Similar to SB 546 is HB 1711, which would task DNR with creating a six-year plan to target and treat the most at-risk state land. It has cleared the Committee on Agriculture and Natural Resources, and Appropriations. That bill is sponsored by Deputy Minority Leader Rep. Joel Kretz (R-7), who has sponsored other wildfire legislation.

Undoing Harm Caused By Neglect, Mismanagement

Providing much of the impetus behind these efforts are numerous presentations to key legislative committees by Dr. Paul Hessburg, a research ecologist with the U.S. Forest Service Research Lab. Hessburg has called attention to the poor condition of Washington forestland due to years of mismanaged and later neglect, and how it directly contributes to mega-fires. His conclusions are backed by the findings of a 2015 report by State Rep. Tom Dent (R-13). It concluded that around 2.7 million acres of land in Eastern Washington was at risk of severe damage from insects and diseases.

At the same time, Hessburg has warned that the true cost of wildfires go beyond firefighting. He estimates that for every dollar spent on suppression, another $24 is consumed in rebuilding and restoring damaged buildings and infrastructure, or lost business revenue.

Some state lawmakers want to mitigate wildfire damage by putting them out as quickly as possible. Two bipartisan House bills aiming to do that were referred to Appropriations Committee, but failed to garner a reading before the February 24 cutoff date. HB 1019 sponsored by Dent cleared the House Committee on Public Safety after a January 16 public hearing. The bill cosponsors include three Democrats. 

The bill would allow DNR to preemptively deploy firefighters near areas where wildfires are likely to grow beyond what local fire districts can handle. It was a strategy DNR used during last year’s wildfire season.
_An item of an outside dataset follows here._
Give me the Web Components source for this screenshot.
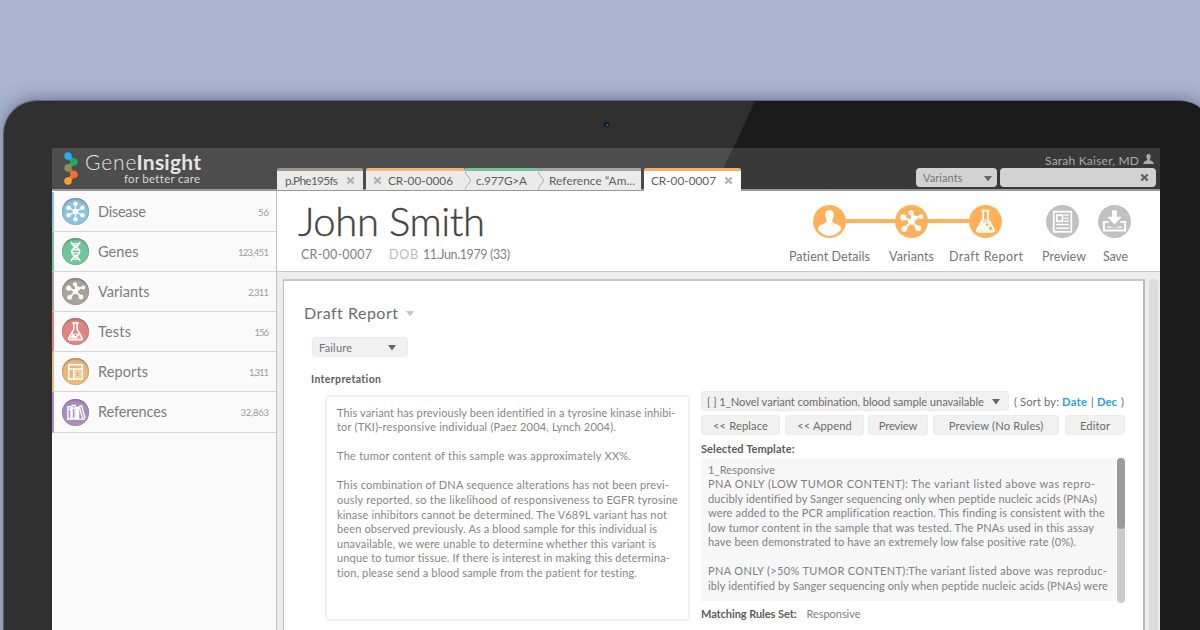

A fiscal note on the bill prepared by committee staff shows no cost, but Dent says pre-deploying five firefighting teams for three days would cost an estimated $250,000.

Dent: Put Out Wildfires In Two Hours, Not Two Days

“If we have some assets that are prepositioned so it doesn’t take two to three days, we can really get on these fires much quicker,” he said. “The initial fire attack is the most important thing we can do. Our fuel loads are so great in our forests that it explodes fast if you’re not on them immediately. I want to be on those fires in two hours, not two days.”

Another bill pertaining to initial attack efforts is HB 1736, sponsored by State Rep. Mary Dye (R-9). The cosponsors are Kretz, and Dent, along with six Democrats such as State Rep. Brian Blake (D-19).

The bill would direct the state fire marshal to create a financial assistance program to reimburse local fire districts that use aircraft during an initial wildfire response.

Dye told Lens that “air support make all the difference in initial attack” and can “potentially save homes, save lives, and definitely save dollars” by snuffing out fires in remote areas. However, the when the wildfire is still within the local jurisdiction, fire district bears the costs.  She hopes to make $2 million available through the program.

“We just want to give the local fire department the opportunity to jump in with an effective initial attack and get things slowed while they get their crews down to the site.”

Both bills can still be added into the final budget the legislature approves. However, the money for them may be scarce at a time when legislators are already searching for ways to fully fund basic education.

However, not investing in the initial attack could cost the state later when mega-fires result, said Dent.

Dye agrees. “It will save us in the long run if we just put these activities up front. We could potentially save ourselves from a catastrophic loss.”